Полемическая схватка с Деррида превратилась в масштабную игру в кошки-мышки. Складывалось впечатление, что философ рассыпал по тексту намеки и расставил ловушки специально для Роджера. Последнему приходилось напрягать все способности, чтобы в интеллектуальном поединке быть с Деррида хотя бы более или менее на равных. Роджеру нравилось, когда философ пытался увести его в сторону и заманить в сети. Месяцы отношений с текстом Деррида стали для Роджера самыми яркими в жизни, а понимание «О грамматологии» – глубже.

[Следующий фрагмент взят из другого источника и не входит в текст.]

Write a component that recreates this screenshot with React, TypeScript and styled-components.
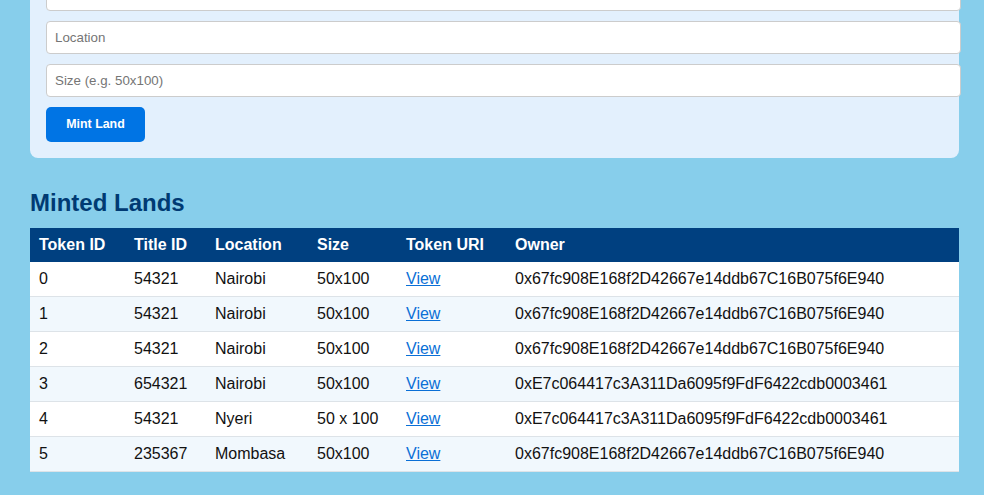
import React from "react";
import styled, { createGlobalStyle } from "styled-components";

const GlobalStyle = createGlobalStyle`
  html, body {
    margin: 0;
    padding: 0;
    background: #87ceeb;
    font-family: "Liberation Sans", Arial, sans-serif;
    overflow: hidden;
  }
`;

const Page = styled.main`
  width: 929px;
  margin: -38px 0 0 30px;
`;

const MintCard = styled.section`
  background: #e3f0fd;
  border-radius: 8px;
  padding: 16px;
`;

const Input = styled.input`
  display: block;
  width: 100%;
  height: 15px;
  padding: 8px;
  margin: 0 0 10px;
  border: 1px solid #cccccc;
  border-radius: 4px;
  background: #ffffff;
  font-family: "Liberation Sans", Arial, sans-serif;
  font-size: 13.333px;
  line-height: 15px;
  color: #222;
  &::placeholder {
    color: #757575;
  }
`;

const MintButton = styled.button`
  display: block;
  width: 99px;
  padding: 10px 0;
  border: none;
  border-radius: 5px;
  background: #0074e4;
  color: #ffffff;
  font-family: "Liberation Sans", Arial, sans-serif;
  font-size: 12.4px;
  font-weight: bold;
  line-height: 15px;
  text-align: center;
  cursor: pointer;
`;

const SectionTitle = styled.h2`
  margin: 31px 0 11px;
  font-size: 24px;
  line-height: 28px;
  font-weight: bold;
  color: #003a73;
`;

const Table = styled.table`
  width: 100%;
  border-collapse: collapse;
  table-layout: fixed;
  font-size: 16px;
  line-height: 18px;
`;

const HeadCell = styled.th`
  background: #004080;
  color: #ffffff;
  text-align: left;
  font-weight: bold;
  padding: 8px 9px;
`;

const Row = styled.tr<{ $alt: boolean }>`
  background: ${(p) => (p.$alt ? "#f1f8fd" : "#ffffff")};
`;

const Cell = styled.td`
  padding: 8px 9px;
  border-bottom: 1px solid #dde3e8;
  color: #111111;
  white-space: nowrap;
`;

const ViewLink = styled.a`
  color: #0a6fd6;
  text-decoration: underline;
`;

const A1 = "0x67fc908E168f2D42667e14ddb67C16B075f6E940";
const A2 = "0xE7c064417c3A311Da6095f9FdF6422cdb0003461";

const rows = [
  { id: "0", title: "54321", loc: "Nairobi", size: "50x100", owner: A1 },
  { id: "1", title: "54321", loc: "Nairobi", size: "50x100", owner: A1 },
  { id: "2", title: "54321", loc: "Nairobi", size: "50x100", owner: A1 },
  { id: "3", title: "654321", loc: "Nairobi", size: "50x100", owner: A2 },
  { id: "4", title: "54321", loc: "Nyeri", size: "50 x 100", owner: A2 },
  { id: "5", title: "235367", loc: "Mombasa", size: "50x100", owner: A1 },
];

const colWidths = [95, 81, 102, 89, 109];

export default function App() {
  return (
    <>
      <GlobalStyle />
      <Page>
        <MintCard>
          <Input placeholder="Title ID" />
          <Input placeholder="Location" />
          <Input placeholder="Size (e.g. 50x100)" />
          <MintButton>Mint Land</MintButton>
        </MintCard>
        <SectionTitle>Minted Lands</SectionTitle>
        <Table>
          <colgroup>
            {colWidths.map((w, i) => (
              <col key={i} style={{ width: w }} />
            ))}
            <col />
          </colgroup>
          <thead>
            <tr>
              <HeadCell>Token ID</HeadCell>
              <HeadCell>Title ID</HeadCell>
              <HeadCell>Location</HeadCell>
              <HeadCell>Size</HeadCell>
              <HeadCell>Token URI</HeadCell>
              <HeadCell>Owner</HeadCell>
            </tr>
          </thead>
          <tbody>
            {rows.map((r, i) => (
              <Row key={r.id} $alt={i % 2 === 1}>
                <Cell>{r.id}</Cell>
                <Cell>{r.title}</Cell>
                <Cell>{r.loc}</Cell>
                <Cell>{r.size}</Cell>
                <Cell>
                  <ViewLink href="#">View</ViewLink>
                </Cell>
                <Cell>{r.owner}</Cell>
              </Row>
            ))}
          </tbody>
        </Table>
      </Page>
    </>
  );
}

Роджер был очень благодарен Хлое за то, что та не ревновала и была рада его увлечению. Наконец и при чтении Деррида он достиг точки, когда встретился с самим собой и почувствовал, что текст автора признал его: Роджер заглянул в произведение еще раз и увидел собственное отражение. Заканчивая читать «О грамматологии», Роджер, как раз дописавший диссертацию, находился вместе с Деррида на особой вершине мысли. Оттуда открывался величественный вид, и можно было рукой дотянуться до звезд.

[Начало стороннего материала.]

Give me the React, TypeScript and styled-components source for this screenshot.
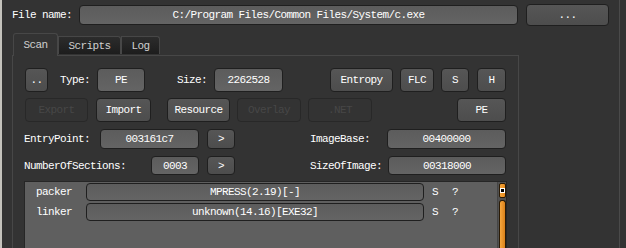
import React from "react";
import styled, { createGlobalStyle, css } from "styled-components";

const Global = createGlobalStyle`
  html, body { margin: 0; padding: 0; background: #333333; }
  body { width: 626px; height: 248px; overflow: hidden; }
  * { box-sizing: border-box; }
`;

const fontCss = css`
  font-family: "Liberation Mono", "DejaVu Sans Mono", monospace;
  font-size: 11px;
  letter-spacing: -0.6px;
  color: #ffffff;
  white-space: pre;
`;

const Window = styled.div`
  position: relative;
  width: 626px;
  height: 248px;
  overflow: hidden;
  background: #333333;
  border-left: 2px solid #c4c2bc;
  ${fontCss}
`;

const Main = styled.div`
  width: 618px;
  height: 248px;
  border-right: 1px solid #4a4a4a;
  padding: 4px 0 0 10px;
  display: flex;
  flex-direction: column;
`;

const FileRow = styled.div`
  display: flex;
  align-items: center;
  height: 22px;
`;

const Label = styled.span<{ $w?: number; $ml?: number }>`
  display: inline-block;
  width: ${(p) => (p.$w ? `${p.$w}px` : "auto")};
  margin-left: ${(p) => p.$ml ?? 0}px;
  line-height: 14px;
`;

const Field = styled.div<{ $w: number; $h?: number; $ml?: number }>`
  width: ${(p) => p.$w}px;
  height: ${(p) => p.$h ?? 19}px;
  margin-left: ${(p) => p.$ml ?? 0}px;
  border: 1px solid #1f1f1f;
  border-radius: 4px;
  background: linear-gradient(#5c5c5c, #646464);
  display: flex;
  align-items: center;
  justify-content: center;
  flex-shrink: 0;
`;

const Button = styled.div<{ $w: number; $h?: number; $ml?: number; $disabled?: boolean }>`
  width: ${(p) => p.$w}px;
  height: ${(p) => p.$h ?? 24}px;
  margin-left: ${(p) => p.$ml ?? 0}px;
  border: 1px solid ${(p) => (p.$disabled ? "#282828" : "#1f1f1f")};
  border-radius: 4px;
  background: ${(p) => (p.$disabled ? "#333333" : "linear-gradient(#565656, #4d4d4d)")};
  color: ${(p) => (p.$disabled ? "#474747" : "#ffffff")};
  display: flex;
  align-items: center;
  justify-content: center;
  flex-shrink: 0;
`;

const TabBar = styled.div`
  display: flex;
  align-items: flex-end;
  height: 29px;
  padding-left: 1px;
`;

const Tab = styled.div<{ $w: number; $active?: boolean }>`
  width: ${(p) => p.$w}px;
  height: ${(p) => (p.$active ? 23 : 18)}px;
  border: 1px solid #474747;
  border-bottom: none;
  border-radius: ${(p) => (p.$active ? "3px 3px 0 0" : "0 3px 0 0")};
  background: ${(p) => (p.$active ? "#333333" : "linear-gradient(#2c2c2c, #1d1d1d)")};
  color: #cfcfcf;
  display: flex;
  align-items: center;
  justify-content: center;
  margin-bottom: ${(p) => (p.$active ? -1 : 1)}px;
  position: relative;
  z-index: ${(p) => (p.$active ? 1 : 0)};
`;

const Panel = styled.div`
  width: 507px;
  flex: 1;
  border: 1px solid #474747;
  border-bottom: none;
  padding: 12px 0 0 12px;
  display: flex;
  flex-direction: column;
`;

const Row = styled.div<{ $h: number; $mt?: number }>`
  display: flex;
  align-items: center;
  height: ${(p) => p.$h}px;
  margin-top: ${(p) => p.$mt ?? 0}px;
`;

const Pair = styled.div<{ $w: number; $ml?: number }>`
  display: flex;
  align-items: center;
  justify-content: space-between;
  width: ${(p) => p.$w}px;
  margin-left: ${(p) => p.$ml ?? 0}px;
`;

const List = styled.div`
  margin-top: 6px;
  margin-left: -1px;
  width: 483px;
  flex: 1;
  border: 1px solid #262626;
  border-bottom: none;
  background: #5f5f5f;
  display: flex;
`;

const ListBody = styled.div`
  flex: 1;
  padding-top: 1px;
  display: flex;
  flex-direction: column;
  gap: 3px;
`;

const ListRow = styled.div`
  display: flex;
  align-items: center;
  height: 17px;
`;

const Flag = styled.span<{ $ml: number }>`
  margin-left: ${(p) => p.$ml}px;
`;

const ScrollTrack = styled.div`
  width: 9px;
  background: #505050;
  border-left: 1px solid #454545;
  display: flex;
  flex-direction: column;
  align-items: center;
  padding-top: 1px;
  gap: 2px;
`;

const ScrollArrow = styled.div`
  width: 7px;
  height: 15px;
  border-radius: 2px;
  border: 1px solid #2a1a05;
  background: linear-gradient(90deg, #f6a53a, #e68a1e);
  display: flex;
  align-items: center;
  justify-content: center;
  &::after {
    content: "";
    width: 3px;
    height: 3px;
    background: #000;
    box-shadow: 0 0 0 1px #fff;
  }
`;

const ScrollThumb = styled.div`
  width: 7px;
  flex: 1;
  border-radius: 3px 3px 0 0;
  border: 1px solid #2a1a05;
  border-bottom: none;
  background: linear-gradient(90deg, #f8a83e, #d9801a);
`;

export default function App() {
  return (
    <>
      <Global />
      <Window>
        <Main>
          <FileRow>
            <Label $w={67}>File name:</Label>
            <Field $w={439} $h={20}>C:/Program Files/Common Files/System/c.exe</Field>
            <Button $w={83} $h={22} $ml={8}>...</Button>
          </FileRow>
          <TabBar>
            <Tab $w={45} $active>Scan</Tab>
            <Tab $w={63}>Scripts</Tab>
            <Tab $w={39}>Log</Tab>
          </TabBar>
          <Panel>
            <Row $h={24}>
              <Button $w={23}>..</Button>
              <Label $w={37} $ml={12}>Type:</Label>
              <Field $w={48} $h={24}>PE</Field>
              <Label $w={37} $ml={32}>Size:</Label>
              <Field $w={69} $h={24}>2262528</Field>
              <Button $w={63} $ml={47}>Entropy</Button>
              <Button $w={34} $ml={7}>FLC</Button>
              <Button $w={28} $ml={7}>S</Button>
              <Button $w={29} $ml={8}>H</Button>
            </Row>
            <Row $h={24} $mt={6}>
              <Button $w={63} $disabled>Export</Button>
              <Button $w={55} $ml={8}>Import</Button>
              <Button $w={63} $ml={16}>Resource</Button>
              <Button $w={64} $ml={7} $disabled>Overlay</Button>
              <Button $w={64} $ml={7} $disabled>.NET</Button>
              <Button $w={49} $ml={85}>PE</Button>
            </Row>
            <Row $h={20} $mt={7}>
              <Pair $w={175} $ml={-1}>
                <Label>EntryPoint:</Label>
                <Field $w={99} $h={20}>003161c7</Field>
              </Pair>
              <Button $w={28} $h={20} $ml={8}>&gt;</Button>
              <Pair $w={196} $ml={75}>
                <Label>ImageBase:</Label>
                <Field $w={119} $h={20}>00400000</Field>
              </Pair>
            </Row>
            <Row $h={19} $mt={7}>
              <Pair $w={175} $ml={-1}>
                <Label>NumberOfSections:</Label>
                <Field $w={48} $h={19}>0003</Field>
              </Pair>
              <Button $w={28} $h={19} $ml={8}>&gt;</Button>
              <Pair $w={196} $ml={75}>
                <Label>SizeOfImage:</Label>
                <Field $w={118} $h={19}>00318000</Field>
              </Pair>
            </Row>
            <List>
              <ListBody>
                <ListRow>
                  <Label $w={50} $ml={11}>packer</Label>
                  <Field $w={338} $h={18}>MPRESS(2.19)[-]</Field>
                  <Flag $ml={8}>S</Flag>
                  <Flag $ml={14}>?</Flag>
                </ListRow>
                <ListRow>
                  <Label $w={50} $ml={11}>linker</Label>
                  <Field $w={338} $h={18}>unknown(14.16)[EXE32]</Field>
                  <Flag $ml={8}>S</Flag>
                  <Flag $ml={14}>?</Flag>
                </ListRow>
              </ListBody>
              <ScrollTrack>
                <ScrollArrow />
                <ScrollThumb />
              </ScrollTrack>
            </List>
          </Panel>
        </Main>
      </Window>
    </>
  );
}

Родители Хлои были психотерапевтами. Она вывела Роджера из задумчивости, предположив, что его отец, возможно, проявлял излишнюю мягкость. Его одобрение было легко заслужить, и Роджер не воспринимал его всерьез. Вместо этого он искал (и, вероятно, продолжает искать) одобрения, которое действительно имеет для него значение, то есть одобрения со стороны целой ватаги сверхстрогих отцов – философов. Быть может, он подсознательно думает, что одобрение стоит чего-то лишь в том случае, если получено в борьбе. Роджер неопределенно кивнул и ничего не ответил, а затем они с Хлоей пошли плавать.

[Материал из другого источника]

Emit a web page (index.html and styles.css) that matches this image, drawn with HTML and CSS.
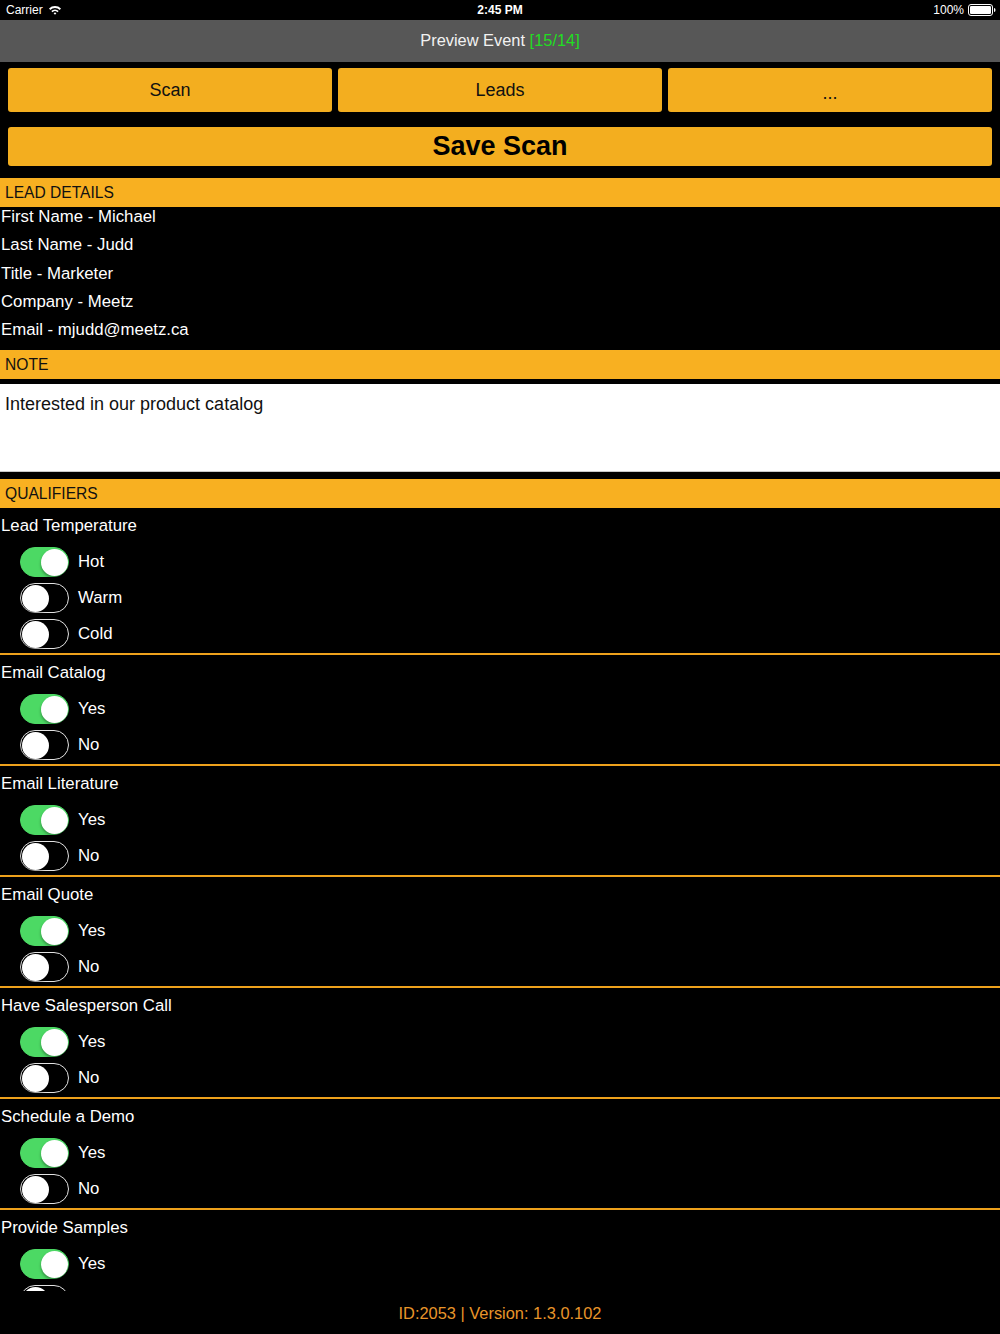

Ночью после этого разговора он долго не мог уснуть, находясь в дурном расположении духа. Возможно, в словах Хлои есть доля правды. Хотя его безудержное желание разоблачать «отцов» придавало ему энергии, он никогда их не убивал. Как только Роджер понимал, что текст написан слабо, его автор становился ему совершенно не интересен – прилюдно убивать его не имело никакого смысла. Хлоя была права: только в борьбе с лучшими умами он способен признать их величие и в чем-то с ними согласиться. Однако это означало, что его отношение к философам и их тайнам в действительности могло оказаться значительно проще и прозаичнее, а его подъемы в гору – не такими величественными, как он полагал: если Хлоя была права, то его главная цель заключалась в том, чтобы добиться воображаемого признания со стороны умнейших представителей человеческого рода. Даже в мыслях это звучало как-то жалко.